The Sexual Harassment of Women at Workplace (Prevention, Prohibition and Redressal) Act, 2013 — popularly the POSH Act — is the primary law on workplace harassment in India. It applies to every workplace, organised or unorganised, public or private, with women employees.
Important: A complaint must be made within 3 months of the incident, extendable by another 3 months for valid reason. Document each incident with date, time, place, and witnesses as soon as it happens — memory fades and the timeline is unforgiving.
What counts as sexual harassment?
Section 2(n) defines sexual harassment broadly: physical contact and advances, demand or request for sexual favours, sexually coloured remarks, showing pornography, and any other unwelcome physical, verbal, or non-verbal conduct of a sexual nature. Crucially, the conduct does not have to be repeated — a single instance can amount to harassment.
Mandatory employer obligations
- Constitute an Internal Committee (IC) at every workplace with 10+ employees.
- Display the penal consequences and the IC composition prominently.
- Conduct workshops and awareness programmes.
- File annual returns to the District Officer.
- Provide assistance to the complainant and ensure protection from retaliation.
How to file a complaint
- Submit a written complaint to the Internal Committee within 3 months of the incident (extendable for valid reasons).

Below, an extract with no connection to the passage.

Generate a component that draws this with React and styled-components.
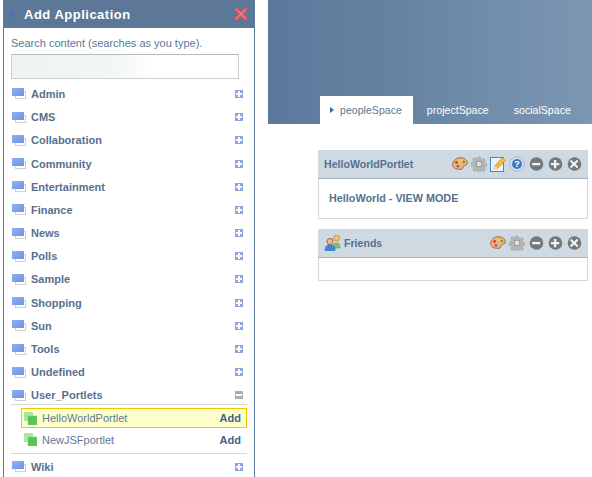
import React from 'react'
import styled, { createGlobalStyle } from 'styled-components'

const Global = createGlobalStyle`
  html, body { margin: 0; padding: 0; background: #fff; overflow: hidden; }
  body { font-family: "Liberation Sans", Arial, sans-serif; }
`
const Page = styled.div`
  width: 592px;
  height: 477px;
  display: flex;
  overflow: hidden;
`
const Drawer = styled.aside`
  width: 250px;
  height: 477px;
  margin-left: 3px;
  border: solid #5d7b9d;
  border-width: 0 1px 0 1px;
  flex: none;
`
const DrawerHead = styled.header`
  height: 28px;
  background: #5c7797;
  display: flex;
  align-items: center;
  padding: 0 6px 0 7px;
  color: #fff;
  font-size: 13px;
  font-weight: bold;
  letter-spacing: 0.5px;
`
const HeadArrow = styled.span`
  width: 0;
  height: 0;
  border-left: 5px solid #3f78b8;
  border-top: 4px solid transparent;
  border-bottom: 4px solid transparent;
  margin-right: 8px;
`
const HeadTitle = styled.span`
  flex: 1;
`
const SearchLabel = styled.div`
  margin: 9px 0 0 7px;
  font-size: 11px;
  line-height: 13px;
  color: #5c7797;
`
const SearchBox = styled.div`
  width: 226px;
  height: 23px;
  margin: 4px 0 0 7px;
  border: 1px solid #c9cfcf;
  border-top-color: #b5bcbc;
  background: linear-gradient(90deg, #eef3f3 0, #f3f6f6 45%, #fff 62%);
`
const List = styled.div`
  margin-top: 3.4px;
`
const Row = styled.div`
  height: 23.2px;
  display: flex;
  align-items: center;
  padding: 0 11px 0 8px;
  color: #56718f;
  font-size: 11px;
  font-weight: bold;
`
const RowName = styled.span`
  flex: 1;
  margin-left: 5px;
`
const SubList = styled.div`
  margin: -2.9px 7px 1px 7px;
  padding: 3px 0 2px;
  border-top: 1px solid #d8d8d8;
  border-bottom: 1px solid #d8d8d8;
`
const SubRow = styled.div`
  height: ${p => (p.$active ? '20px' : '23px')};
  display: flex;
  align-items: center;
  box-sizing: border-box;
  margin-left: 10px;
  padding: 0 5px 0 2px;
  font-size: 11px;
  color: #5f7a99;
  background: ${p => (p.$active ? '#ffffcc' : 'transparent')};
  border: ${p => (p.$active ? '1px solid #f2c600' : '1px solid transparent')};
`
const SubName = styled.span`
  flex: 1;
  margin-left: 5px;
`
const AddLink = styled.span`
  color: #3e6290;
  font-weight: bold;
`
const Main = styled.main`
  margin-left: 13px;
  flex: 1;
  min-width: 0;
`
const Hero = styled.div`
  height: 124px;
  background: linear-gradient(90deg, #5b799c 0%, #64829f 35%, #6f8cab 65%, #7c97b2 100%);
  display: flex;
  align-items: flex-end;
  padding-left: 52px;
`
const Tab = styled.div`
  height: 28px;
  display: flex;
  align-items: center;
  padding: 0 ${p => (p.$active ? '11px' : '13px')} 0 ${p => (p.$active ? '10px' : '12px')};
  background: ${p => (p.$active ? '#fff' : 'transparent')};
  color: ${p => (p.$active ? '#5c7797' : '#fff')};
  font-size: 10.6px;
  margin-right: ${p => (p.$active ? '2px' : '0')};
`
const TabArrow = styled.span`
  width: 0;
  height: 0;
  border-left: 4px solid #2f6ea5;
  border-top: 3.5px solid transparent;
  border-bottom: 3.5px solid transparent;
  margin-right: 6px;
`
const Portlets = styled.div`
  padding: 26px 4px 0 50px;
  display: flex;
  flex-direction: column;
  gap: 10px;
`
const Portlet = styled.section`
  width: 270px;
`
const PortletBar = styled.div`
  height: 27px;
  padding: 0 6px 1px;
  background: #cfd9e2;
  border-bottom: 1px solid #a9b6c2;
  display: flex;
  align-items: center;
  color: #56718f;
  font-size: 10.6px;
  font-weight: bold;
`
const PortletTitle = styled.span`
  flex: 1;
  margin-left: ${p => (p.$icon ? '1px' : '0')};
`
const PortletTools = styled.div`
  display: flex;
  align-items: center;
  gap: 3px;
`
const PortletBody = styled.div`
  height: ${p => p.$h}px;
  box-sizing: border-box;
  border: 1px solid #cfd9e2;
  border-top: 0;
  padding: 13px 10px 0;
  color: #56718f;
  font-size: 10.8px;
  font-weight: bold;
`

const Folder = () => (
  <svg width="14" height="11" viewBox="0 0 14 11">
    <defs>
      <linearGradient id="fold" x1="0" y1="0" x2="1" y2="1">
        <stop offset="0" stopColor="#8fb0f2" />
        <stop offset="1" stopColor="#6f93e0" />
      </linearGradient>
    </defs>
    <rect x="3.500" y="3.500" width="10" height="7" fill="#fff" stroke="#cfcfcf" />
    <rect x="0" y="0" width="12" height="8" fill="url(#fold)" />
  </svg>
)
const Toggle = ({ open }) => (
  <svg width="8" height="8" viewBox="0 0 8 8">
    <rect width="8" height="8" fill={open ? '#a9adb5' : '#8ea6dc'} />
    <path d={open ? 'M1 3h6v2H1z' : 'M3 1h2v2h2v2H5v2H3V5H1V3h2z'} fill="#fff" />
  </svg>
)
const PortletIcon = () => (
  <svg width="13" height="13" viewBox="0 0 13 13">
    <rect width="9" height="9" fill="#a8ea9c" />
    <rect x="4" y="4" width="9" height="9" fill="#58c458" stroke="#7bd07a" strokeWidth="0.600" />
  </svg>
)
const Close = () => (
  <svg width="14" height="14" viewBox="0 0 14 14">
    <path d="M2.500 2.500l9 9M11.500 2.500l-9 9" stroke="#f0555e" strokeWidth="3.400" strokeLinecap="round" />
    <path d="M2.500 2.500l9 9M11.500 2.500l-9 9" stroke="#f58a8e" strokeWidth="1" strokeLinecap="round" />
  </svg>
)
const Palette = () => (
  <svg width="16" height="14" viewBox="0 0 16 14">
    <path d="M.7 7.500C.7 3.500 4.500.7 8.500.7c4 0 6.800 2.400 6.800 5.300 0 2.600-2.800 2-3.800 3-.9.9.6 3.300-3.500 3.300C3.800 12.300.7 11 .7 7.500z" fill="#efb47a" stroke="#a8683a" />
    <circle cx="4.500" cy="5.500" r="1.400" fill="#d9352b" />
    <circle cx="8" cy="3.600" r="1.300" fill="#e8cf3a" />
    <circle cx="11.800" cy="5" r="1.300" fill="#4aa84a" />
    <circle cx="6" cy="9.300" r="1.300" fill="#3a6fd0" />
  </svg>
)
const Gear = () => (
  <svg width="16" height="16" viewBox="0 0 16 16">
    <path d="M6.800 1h2.400l.4 2 1.500.6 1.700-1.100 1.700 1.700-1.100 1.700.6 1.500 2 .4v2.400l-2 .4-.6 1.500 1.100 1.700-1.700 1.700-1.700-1.100-1.500.6-.4 2H6.800l-.4-2-1.500-.6-1.700 1.100-1.700-1.700 1.100-1.700-.6-1.500-2-.4V6.800l2-.4.6-1.500-1.100-1.700 1.700-1.700 1.700 1.100 1.500-.6z" fill="#b3b5b6" stroke="#9c9ea0" strokeWidth="0.500" />
    <circle cx="8" cy="8" r="3" fill="#dedede" stroke="#8f9192" />
  </svg>
)
const Edit = () => (
  <svg width="16" height="16" viewBox="0 0 16 16">
    <rect x="0.500" y="1.500" width="13" height="14" fill="#eaf3fc" stroke="#3f86d0" />
    <path d="M4 13l.8-3.200L12.500 1.500l3 2.700L7.500 12.500z" fill="#f4bb3c" stroke="#c98a1a" strokeWidth="0.700" />
    <path d="M4 13l.8-3.200 2.700 2.700z" fill="#fbe6bf" />
  </svg>
)
const Help = () => (
  <svg width="16" height="16" viewBox="0 0 16 16">
    <circle cx="8" cy="8" r="7.200" fill="#d3e0f2" stroke="#9fbae0" />
    <circle cx="8" cy="8" r="5" fill="#4678c6" />
    <text x="8" y="11.200" textAnchor="middle" fontSize="9" fontWeight="bold" fill="#fff" fontFamily="Liberation Sans">?</text>
  </svg>
)
const Round = ({ kind }) => (
  <svg width="16" height="16" viewBox="0 0 16 16">
    <circle cx="8.500" cy="8" r="6.800" fill="#74787a" />
    <path transform="translate(.9 .8) scale(.9)" d={kind === 'min' ? 'M3.500 6.800h9v2.600h-9z' : kind === 'max' ? 'M6.700 3.500h2.600v3.300h3.300v2.600H9.300v3.300H6.700V9.400H3.400V6.800h3.300z' : 'M4.800 3.400L8 6.300l3.200-2.900 1.500 1.600L9.800 8l2.900 3-1.500 1.600L8 9.700l-3.200 2.900L3.300 11l2.900-3-2.900-3z'} fill="#f2f2f2" />
  </svg>
)
const People = () => (
  <svg width="19" height="17" viewBox="0 0 19 17">
    <circle cx="12.500" cy="4" r="3" fill="#f1c27d" stroke="#d08a3c" strokeWidth="0.800" />
    <path d="M9 14c0-3.500 1-5 3.500-5S16 10.500 16 14z" fill="#7cc36a" stroke="#5b9a4d" strokeWidth="0.600" />
    <circle cx="6" cy="7.500" r="3" fill="#eebd8f" stroke="#8a4a2a" strokeWidth="0.800" />
    <path d="M1 16.500c0-4 1.500-5.500 5-5.500s5 1.500 5 5.500z" fill="#3f86e0" stroke="#2c64b0" strokeWidth="0.600" />
  </svg>
)

const categories = ['Admin', 'CMS', 'Collaboration', 'Community', 'Entertainment', 'Finance', 'News', 'Polls', 'Sample', 'Shopping', 'Sun', 'Tools', 'Undefined']

export default function App() {
  return (
    <Page>
      <Global />
      <Drawer>
        <DrawerHead>
          <HeadArrow />
          <HeadTitle>Add Application</HeadTitle>
          <Close />
        </DrawerHead>
        <SearchLabel>Search content (searches as you type).</SearchLabel>
        <SearchBox />
        <List>
          {categories.map(name => (
            <Row key={name}>
              <Folder />
              <RowName>{name}</RowName>
              <Toggle />
            </Row>
          ))}
          <Row>
            <Folder />
            <RowName>User_Portlets</RowName>
            <Toggle open />
          </Row>
          <SubList>
            <SubRow $active>
              <PortletIcon />
              <SubName>HelloWorldPortlet</SubName>
              <AddLink>Add</AddLink>
            </SubRow>
            <SubRow>
              <PortletIcon />
              <SubName>NewJSFportlet</SubName>
              <AddLink>Add</AddLink>
            </SubRow>
          </SubList>
          <Row>
            <Folder />
            <RowName>Wiki</RowName>
            <Toggle />
          </Row>
        </List>
      </Drawer>
      <Main>
        <Hero>
          <Tab $active><TabArrow />peopleSpace</Tab>
          <Tab>projectSpace</Tab>
          <Tab>socialSpace</Tab>
        </Hero>
        <Portlets>
          <Portlet>
            <PortletBar>
              <PortletTitle>HelloWorldPortlet</PortletTitle>
              <PortletTools>
                <Palette /><Gear /><Edit /><Help />
                <Round kind="min" /><Round kind="max" /><Round kind="close" />
              </PortletTools>
            </PortletBar>
            <PortletBody $h={40}>HelloWorld - VIEW MODE</PortletBody>
          </Portlet>
          <Portlet>
            <PortletBar>
              <People />
              <PortletTitle $icon>Friends</PortletTitle>
              <PortletTools>
                <Palette /><Gear />
                <Round kind="min" /><Round kind="max" /><Round kind="close" />
              </PortletTools>
            </PortletBar>
            <PortletBody $h={23} />
          </Portlet>
        </Portlets>
      </Main>
    </Page>
  )
}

- Six copies along with supporting documents and names of witnesses.
- For workplaces without an IC (less than 10 employees), file with the Local Committee at the District level.
- The IC may attempt conciliation if the woman requests, otherwise inquiry begins.
IC inquiry procedure and timeline
- Inquiry must be completed within 90 days.
- Both parties get a fair opportunity to be heard; cross-examination is via the IC, not directly.
- Identity of the parties and witnesses is kept strictly confidential.
- IC submits the inquiry report within 10 days; employer must act within 60 days.
Warning: Retaliation against the complainant — transfer, denial of promotion, hostile reviews — is itself an offence under POSH and can be punished separately. If retaliation begins, escalate immediately to the Local Committee or Labour Court.
Remedies the IC can recommend
- Written apology.
- Warning, reprimand, or censure.
- Withholding of promotion, pay rise, or increments.
- Termination of service.
- Counselling or community service.
- Compensation deducted from wages of the respondent.
- Interim reliefs during inquiry: transfer of complainant or respondent, leave up to 3 months, restraining contact.
Harassment cases are won by documentation and timing — emails, chat screenshots, witnesses, and a complaint within 3 months. If the IC is not constituted or is biased, the complaint goes directly to the Local Committee or police; criminal action under the IPC is parallelly available in serious cases.